The lack of accuracy will inevitably lead to the risk of wrongful arrests, detentions, and potential wrongful convictions, she says, noting that the technology has been used by Toronto Police for more than a year.

“Given some of the privacy-destruction and other concerns arising from this technology, the answer is not to improve its accuracy or get better science about the incidence of facial characteristics,” Presser says.

“As privacy scholar professor Woodrow Hartzog has noted, facial recognition is harmful when it is inaccurate, and incredibly oppressive the more accurate it gets. The answer is to ban the use of this technology in law enforcement.”

She says another concern with facial recognition tools is bias.

Presser says studies by MIT and the American Civil Liberties Union demonstrate that most facial recognition tools are more accurate for male and white faces.

The darker one’s skin, the more one is likely to be misidentified by facial recognition tools, she tells The Lawyer’s Daily.

“This means that use by law enforcement of facial recognition tools is likely to result in reinforcing over-representation of non-white individuals, incorrectly, in the justice system,” Presser says.

She says equally concerning is the fact that the use of such tools in policing depends on the state maintaining massive databases of biometric data about private citizens, including images of their faces, connected to names and identities.

Presser says the state should not be maintaining such databases linked to identities — at least not for law enforcement purposes.

She says the Supreme Court has recently recognized that people can have a reasonable expectation of privacy in their own image.

“The state should not be able to collect and store our faces to potentially then use them against us,” Presser says.

The fourth and perhaps most troubling problem surrounding the use of facial recognition tools by law enforcement is that they facilitate the constant surveillance of private citizens by the state, she says.

“Facial recognition implies an Orwellian level of surveillance.
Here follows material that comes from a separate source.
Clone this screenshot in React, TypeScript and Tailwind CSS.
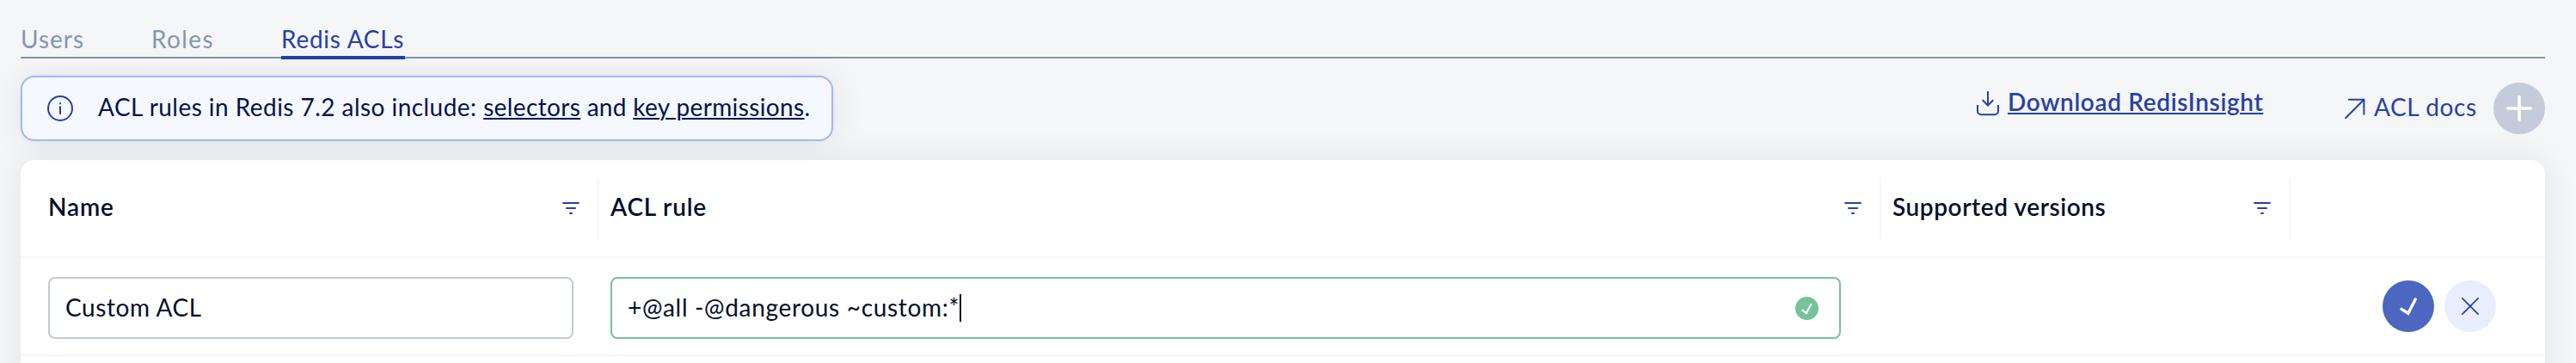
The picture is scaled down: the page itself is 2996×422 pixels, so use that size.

This would be destructive of any kind of concept of privacy as anonymity in public places,” Presser says.

Anonymity is recognized by the Supreme Court as attracting constitutional protection under s. 8 of the Charter, she says.

Anonymity is an extremely important kind of privacy in a democracy, Presser says.

In a 2019 New York Times opinion piece, professors Hartzog and Evan Selinger refer to it as obscurity — the kind of privacy people enjoy in public places, and they explain that it is essential for freedom and democracy to flourish, she adds.

Public anonymity is a precursor to freedoms and rights, Presser says. We only exercise those rights — freedom of association, freedom of expression, freedom of religion — when we are free from surveillance, oppression or persecution, she says.

“Facial recognition tools in the hands of law enforcement threaten to destroy the anonymity or obscurity that is essential to the enjoyment of fundamental rights and freedoms. They threaten the very fabric of civil society and democracy itself,” Presser writes in The Lawyer’s Daily. “We must reclaim our right to be just another face in the crowd.”